Eric Marcus Narration: I’m Eric Marcus and welcome to season four of Making Gay History.

This season is about beginnings—about how the LGBTQ movement began and unfolded in the years before the Stonewall uprising and how the people who got involved in the movement pre-Stonewall got their start. But in the spirit of beginnings, first I’d like to tell you how the Making Gay History project got its start in 1988. Because my journey of discovery is something like the journey we’ll be taking together over the next 10 episodes or so…

It started with a phone call from an editor at Harper & Row, now HarperCollins, who commissioned me to write an oral history book about what was then called the gay and lesbian civil rights movement. I was a journalist with one book under my belt about same-sex couple relationships. Why me, I asked? The editor said he liked how I handled dialogue and he wanted someone fresh to the subject. I was very fresh because I knew almost nothing.

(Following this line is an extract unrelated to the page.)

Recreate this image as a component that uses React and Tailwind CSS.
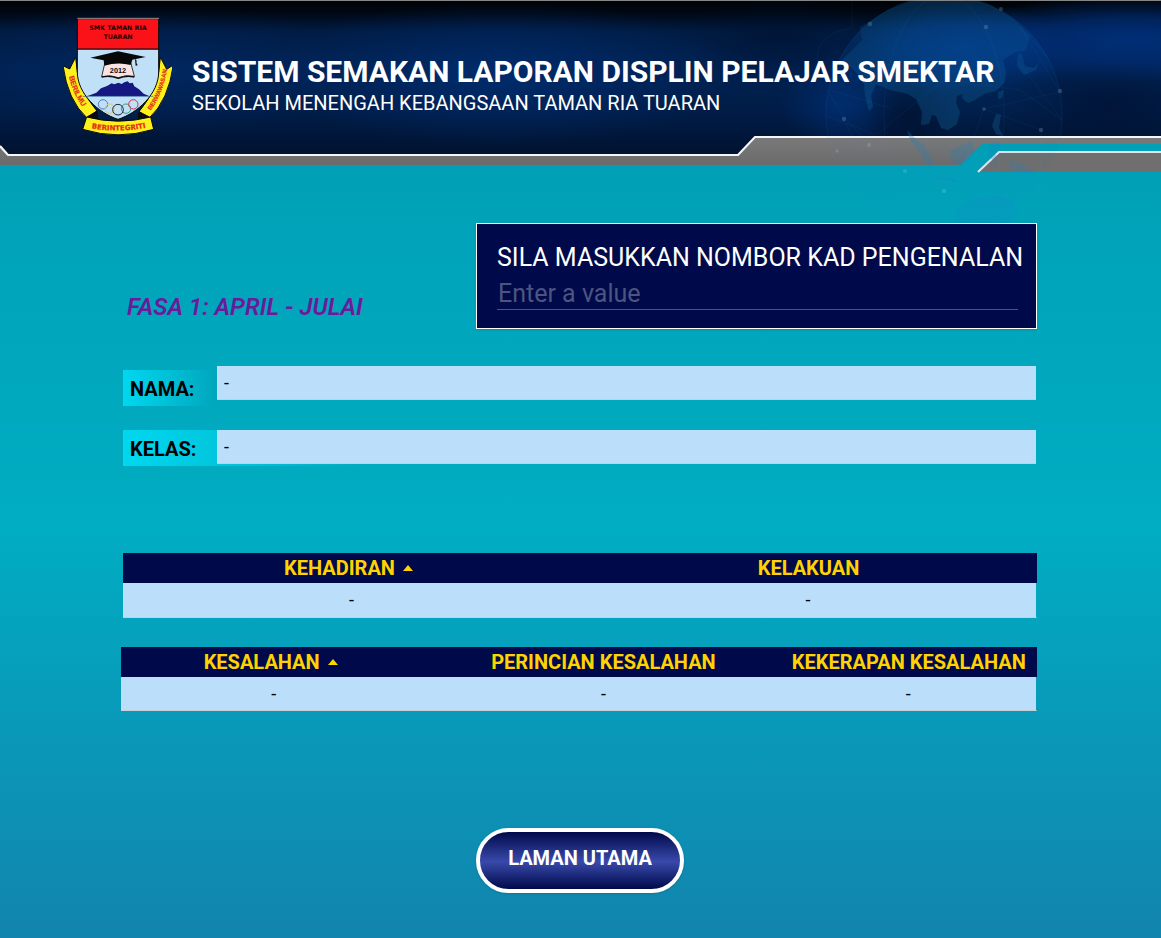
import React from "react";

function HeaderArt() {
  return (
    <svg
      className="pointer-events-none absolute left-0 top-0 h-[235px] w-full"
      viewBox="0 0 1161 235"
      preserveAspectRatio="none"
      aria-hidden="true"
    >
      <defs>
        <linearGradient id="sky" x1="0" y1="0" x2="0" y2="1">
          <stop offset="0" stopColor="#000205" />
          <stop offset="0.08" stopColor="#000814" />
          <stop offset="0.2" stopColor="#001b42" />
          <stop offset="0.45" stopColor="#002150" />
          <stop offset="0.7" stopColor="#001d48" />
          <stop offset="1" stopColor="#00122f" />
        </linearGradient>
        <linearGradient id="steel" x1="0" y1="0" x2="0" y2="1">
          <stop offset="0" stopColor="#7a7a7a" />
          <stop offset="1" stopColor="#6c6b6b" />
        </linearGradient>
        <radialGradient id="glowLeft">
          <stop offset="0" stopColor="#003078" stopOpacity="0.7" />
          <stop offset="1" stopColor="#003078" stopOpacity="0" />
        </radialGradient>
        <radialGradient id="glowRight">
          <stop offset="0" stopColor="#00307c" stopOpacity="0.9" />
          <stop offset="0.5" stopColor="#00307c" stopOpacity="0.6" />
          <stop offset="1" stopColor="#00307c" stopOpacity="0" />
        </radialGradient>
        <radialGradient id="shade">
          <stop offset="0" stopColor="#000f2c" stopOpacity="0.8" />
          <stop offset="1" stopColor="#000f2c" stopOpacity="0" />
        </radialGradient>
        <linearGradient id="ocean" x1="0" y1="0" x2="0" y2="1">
          <stop offset="0" stopColor="#0a4f8c" stopOpacity="0.4" />
          <stop offset="0.3" stopColor="#0058b0" stopOpacity="0.1" />
          <stop offset="0.55" stopColor="#0060b0" stopOpacity="0.02" />
          <stop offset="1" stopColor="#0090e0" stopOpacity="0.04" />
        </linearGradient>
        <linearGradient id="land" gradientUnits="userSpaceOnUse" x1="0" y1="0" x2="0" y2="235">
          <stop offset="0" stopColor="#1070b0" stopOpacity="0.06" />
          <stop offset="0.3" stopColor="#1070b0" stopOpacity="0.24" />
          <stop offset="0.6" stopColor="#1a80b8" stopOpacity="0.26" />
          <stop offset="1" stopColor="#1484d8" stopOpacity="0.14" />
        </linearGradient>
        <clipPath id="skyClip">
          <path d="M0 0H1161V137H755L738 155H8L0 146Z" />
        </clipPath>
      </defs>

      <g clipPath="url(#skyClip)">
        <rect width="1161" height="156" fill="url(#sky)" />
        <ellipse cx="500" cy="74" rx="240" ry="72" fill="url(#glowLeft)" />
        <ellipse cx="150" cy="70" rx="220" ry="66" fill="url(#glowLeft)" opacity="0.6" />
        <ellipse cx="1130" cy="40" rx="190" ry="44" fill="url(#glowRight)" />
        <ellipse cx="960" cy="48" rx="110" ry="46" fill="url(#glowRight)" />
        <ellipse cx="840" cy="104" rx="60" ry="50" fill="url(#glowLeft)" />
        <ellipse cx="780" cy="36" rx="90" ry="50" fill="url(#shade)" opacity="0.6" />
        <ellipse cx="1110" cy="105" rx="110" ry="45" fill="url(#shade)" opacity="0.7" />
        <ellipse cx="910" cy="115" rx="46" ry="40" fill="url(#shade)" />
      </g>

      <path d="M0 146L8 155H738L755 137H1161V144H982L960 165H0Z" fill="url(#steel)" />
      <path d="M0 146L8 155H738L755 137H1161" fill="none" stroke="#f4f6fa" strokeWidth="2.2" />
      <path d="M978 172L999 152H1161V172Z" fill="#706e6e" />
      <path d="M978 172L999 152H1161" fill="none" stroke="#dfe6ec" strokeWidth="2.2" />

      <circle cx="944" cy="115" r="119" fill="url(#ocean)" />
      <g fill="url(#land)">
        <path d="M860 27L888 10L915 1H985L1012 18L1030 36L1026 50L1013 53L1003 60L1006 72L1005 82L996 91L984 94L975 100L968 103L962 98L963 93L968 92L957 96L956 103L960 112L957 124L948 130L941 128L936 116L932 115L929 124L921 125L922 112L916 99L908 94L890 90L876 84L871 96L873 107L869 111L865 96L864 84L856 72L849 66L842 60L852 50L862 40Z" />
        <path d="M1018 53L1017 66L1024 75L1036 70L1039 62L1034 68L1025 66L1022 54Z" />
        <path d="M998 92L1004 90L1002 98L998 99ZM996 114L1001 115L999 128L1003 136L996 134L992 126Z" />
        <path d="M907 130L916 139L924 145L932 158L934 166L926 163L917 149L910 140Z" />
        <path d="M950 150L962 145L972 141L975 150L969 161L960 166L951 160Z" />
        <path d="M988 150L992 142L1002 144L996 153L997 164L990 158Z" />
        <path d="M933 176L952 178L962 182L940 181ZM1008 160L1022 164L1036 174L1022 174L1011 169ZM955 210L975 198L1000 196L1012 200L1018 212L1010 224H960Z" />
      </g>
      <g fill="none" stroke="#4aa6f0" strokeOpacity="0.09" strokeWidth="0.7">
        <path d="M825 115L876 135L944 80L1020 90L1062 120L1010 50M844 120L875 180L950 205L1040 190L1041 130L984 109L944 220M890 108L830 90M984 109L1060 92L1020 27L1048 57" />
        <ellipse cx="944" cy="115" rx="60" ry="119" />
        <ellipse cx="944" cy="115" rx="118" ry="119" />
        <path d="M828 90C860 160 960 205 1045 185M852 0V28C838 30 812 38 818 66" />
      </g>
      <g fill="#a8d0e8" fillOpacity="0.22">
        <circle cx="870" cy="24" r="2.2" />
        <circle cx="1001" cy="9" r="2" />
        <circle cx="986" cy="27" r="2.2" />
        <circle cx="844" cy="119" r="2.2" />
        <circle cx="1060" cy="91" r="2.2" />
        <circle cx="1041" cy="130" r="2.2" />
        <circle cx="984" cy="109" r="1.8" />
        <circle cx="869" cy="145" r="2" />
        <circle cx="837" cy="151" r="1.8" />
        <circle cx="905" cy="171" r="2" />
        <circle cx="944" cy="191" r="2.2" />
      </g>
      <rect width="1161" height="1" fill="#868686" />
    </svg>
  );
}

function Emblem() {
  return (
    <svg
      className="relative h-[119px] w-[108px] shrink-0"
      viewBox="41 50 324 357"
      role="img"
      aria-label="Lencana SMK Taman Ria Tuaran"
    >
      <defs>
        <path id="ribbonLeft" d="M54 220Q66 282 102 326" />
        <path id="ribbonRight" d="M297 334Q337 288 351 203" />
        <path id="ribbonBottom" d="M108 381Q203 401 302 379" />
      </defs>
      <g stroke="#0a0a0a" strokeWidth="3" strokeLinejoin="round">
        <path d="M38 196L58 206L76 170Q78 262 140 332L110 353Q52 300 38 196Z" fill="#fdf01c" />
        <path d="M369 194L349 207L330 170Q328 262 266 334L297 353Q354 300 369 194Z" fill="#fdf01c" />
        <path d="M140 332L110 350L142 358ZM266 334L297 350L264 358Z" fill="#0a0a0a" />
        <path d="M81 146H325V215C325 280 262 338 203 357C144 338 81 280 81 215Z" fill="#bfe0f7" />
        <path d="M81 55H325V146H81Z" fill="#fb1218" />
      </g>
      <path d="M81 54H326" stroke="#f3c9cc" strokeWidth="2" />
      <path
        d="M112 287L138 277L152 264L170 257L184 249L192 252L204 247L214 251L222 246L232 243L238 249L247 247L252 258L266 267L280 280L296 287Z"
        fill="#151880"
      />
      <path d="M97 288H309" stroke="#27508f" strokeWidth="2" />
      <path d="M164 186H241L252 228Q226 222 204 232Q180 222 154 229Z" fill="#fae3e3" stroke="#160c0c" strokeWidth="2.5" />
      <path d="M154 230Q180 225 204 234Q226 225 252 230" fill="none" stroke="#0a0a0a" strokeWidth="4" />
      <path d="M120 172L203 153L286 170L246 178L241 194Q203 184 162 196L160 180Z" fill="#080808" />
      <path d="M254 176Q261 180 258 187L262 195L256 196Z" fill="#080808" />
      <g fill="none" strokeWidth="3">
        <circle cx="158" cy="312" r="14" stroke="#4c7fd0" />
        <circle cx="178" cy="325" r="14" stroke="#e8c66c" />
        <circle cx="227" cy="325" r="14" stroke="#3d9a78" />
        <circle cx="203" cy="328" r="16" stroke="#1b2a3a" />
        <circle cx="249" cy="312" r="14" stroke="#d8304c" />
      </g>
      <path
        d="M109 350Q203 375 301 350L310 387Q203 420 97 387Z"
        fill="#fdf01c"
        stroke="#0a0a0a"
        strokeWidth="3"
        strokeLinejoin="round"
      />
      <g fontFamily="'DejaVu Sans', sans-serif" fontWeight="700" fontSize="19" fill="#1a0505" textAnchor="middle">
        <text x="203" y="90">SMK TAMAN RIA</text>
        <text x="203" y="117">TUARAN</text>
      </g>
      <text x="203" y="217" textAnchor="middle" fontFamily="'Liberation Sans', sans-serif" fontWeight="700" fontSize="22" fill="#0a0a0a">
        2012
      </text>
      <g fontFamily="'Liberation Sans', sans-serif" fontWeight="700" fill="#e8281c" stroke="#e8281c" strokeWidth="0.6" textAnchor="middle">
        <text fontSize="22">
          <textPath href="#ribbonLeft" startOffset="50%">BERILMU</textPath>
        </text>
        <text fontSize="18">
          <textPath href="#ribbonRight" startOffset="50%">BERWAWASAN</textPath>
        </text>
        <text fontSize="21" fontFamily="'DejaVu Sans', sans-serif">
          <textPath href="#ribbonBottom" startOffset="50%">BERINTEGRITI</textPath>
        </text>
      </g>
    </svg>
  );
}

function SortArrow() {
  return (
    <svg className="mb-1 ml-2 mr-[6px] inline-block h-[6px] w-[10px] align-middle" viewBox="0 0 10 6" aria-hidden="true">
      <path d="M0 6L5 0L10 6Z" fill="#ffd200" />
    </svg>
  );
}

function ReportTable({ label, columns, rowClass }) {
  return (
    <table aria-label={label} className="w-full table-fixed border-separate border-spacing-0 text-center">
      <colgroup>
        {columns.map((c) => (
          <col key={c.name} className={c.width} />
        ))}
      </colgroup>
      <thead className="bg-[#000a4a] text-xl font-bold leading-[30px] text-[#ffd200]">
        <tr>
          {columns.map((c, i) => (
            <th key={c.name} scope="col" className="whitespace-nowrap p-0 font-bold">
              {c.name}
              {i === 0 && <SortArrow />}
            </th>
          ))}
        </tr>
      </thead>
      <tbody>
        <tr className={rowClass}>
          {columns.map((c) => (
            <td
              key={c.name}
              className="border-b border-[#c4d0da] bg-[#bbdefb] p-0 text-lg leading-6 last:border-r last:border-r-transparent last:bg-clip-padding"
            >
              -
            </td>
          ))}
        </tr>
      </tbody>
    </table>
  );
}

export default function App() {
  return (
    <div className="min-h-screen bg-[linear-gradient(180deg,#009bb2_0%,#00adc2_56%,#1284ae_100%)] font-[Roboto,sans-serif] text-black">
      <header className="relative">
        <HeaderArt />
        <div className="flex min-h-[172px] items-start gap-5 pl-16 pt-[17px]">
          <Emblem />
          <div className="relative pt-[37px] text-white">
            <h1 className="whitespace-nowrap text-[30px] font-bold leading-9">
              SISTEM SEMAKAN LAPORAN DISPLIN PELAJAR SMEKTAR
            </h1>
            <p className="whitespace-nowrap text-xl leading-[26px]">SEKOLAH MENENGAH KEBANGSAAN TAMAN RIA TUARAN</p>
          </div>
        </div>
      </header>

      <main className="relative pb-[45px] pl-[121px] pr-[124px] pt-[51px]">
        <section className="flex items-end justify-between pl-[6px]">
          <h2 className="pb-2 text-2xl font-semibold italic leading-7 text-[#6a1b9a]">FASA 1: APRIL - JULAI</h2>
          <div className="w-[561px] border border-white bg-[#000a4a] pb-[18px] pl-5 pr-[18px] pt-4 shadow">
            <label htmlFor="ic" className="block whitespace-nowrap text-[25px] leading-9 text-white">
              SILA MASUKKAN NOMBOR KAD PENGENALAN
            </label>
            <input
              id="ic"
              type="text"
              placeholder="Enter a value"
              className="block h-[34px] w-full border-b border-[#4d5480] bg-transparent px-px pt-[2px] text-[25px] text-white outline-none placeholder:text-[#4d5480]"
            />
          </div>
        </section>

        <dl className="mt-[37px] flex flex-col gap-6 pl-[2px] pr-px">
          <div className="flex items-start">
            <dt className="mt-1 h-9 w-[94px] shrink-0 bg-[linear-gradient(90deg,#00d8f0,#00a6bc)] pl-[7px] text-xl font-bold leading-[38px]">
              NAMA:
            </dt>
            <dd className="h-[34px] grow border-b border-[#c4d0da] bg-[#bbdefb] pl-[7px] text-lg leading-[34px]">-</dd>
          </div>
          <div className="flex items-start bg-[linear-gradient(90deg,#00d8f0,transparent_240px)]">
            <dt className="h-9 w-[94px] shrink-0 pl-[7px] text-xl font-bold leading-[38px]">KELAS:</dt>
            <dd className="h-[34px] grow border-b border-[#c4d0da] bg-[#bbdefb] pl-[7px] text-lg leading-[34px]">-</dd>
          </div>
        </dl>

        <div className="mt-[87px] pl-[2px]">
          <ReportTable
            label="Kehadiran dan kelakuan"
            rowClass="h-[35px]"
            columns={[
              { name: "KEHADIRAN", width: "w-1/2" },
              { name: "KELAKUAN", width: "w-1/2" },
            ]}
          />
        </div>
        <div className="mt-[29px]">
          <ReportTable
            label="Kesalahan"
            rowClass="h-[34px]"
            columns={[
              { name: "KESALAHAN", width: "w-1/3" },
              { name: "PERINCIAN KESALAHAN", width: "w-auto" },
              { name: "KEKERAPAN KESALAHAN", width: "w-[28%]" },
            ]}
          />
        </div>

        <div className="mt-[117px] flex justify-center pl-[2px]">
          <button
            type="button"
            className="h-[65px] w-[208px] rounded-full border-4 border-white bg-[linear-gradient(180deg,#000a4a,#3949ab_52%,#000a4a)] pb-[6px] text-xl font-bold text-white shadow"
          >
            LAMAN UTAMA
          </button>
        </div>
      </main>
    </div>
  );
}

At least I knew where to start. Stonewall. 1969. Everyone knew the movement began there on a hot summer night when the New York City police raided a gay bar in Greenwich Village and queer people fought back.

Or so I thought, before I began my research—before I pored over books, public records, old magazines, and telephone directories to find the early troublemakers who started the movement… Before I crisscrossed the country to interview people who had gotten together in secret in tiny groups as far back as the 1950s… Before I heard first-hand from people who dared to dream about a fairer tomorrow in the 1940s…

And as I followed those threads stretching back through history, I learned that there were some threads that stretched back much farther than the U.S. in the mid-20th century… threads that stretched across the Atlantic to Germany back as far as the 19th century.

By this point in the project I was so overwhelmed by what I was finding that I thought I’d made a terrible mistake in taking it on. How could I even begin to tell all these stories? How could I weave together the history of a movement that had for so long gone undocumented—a history that wasn’t considered a legitimate part of the American story…?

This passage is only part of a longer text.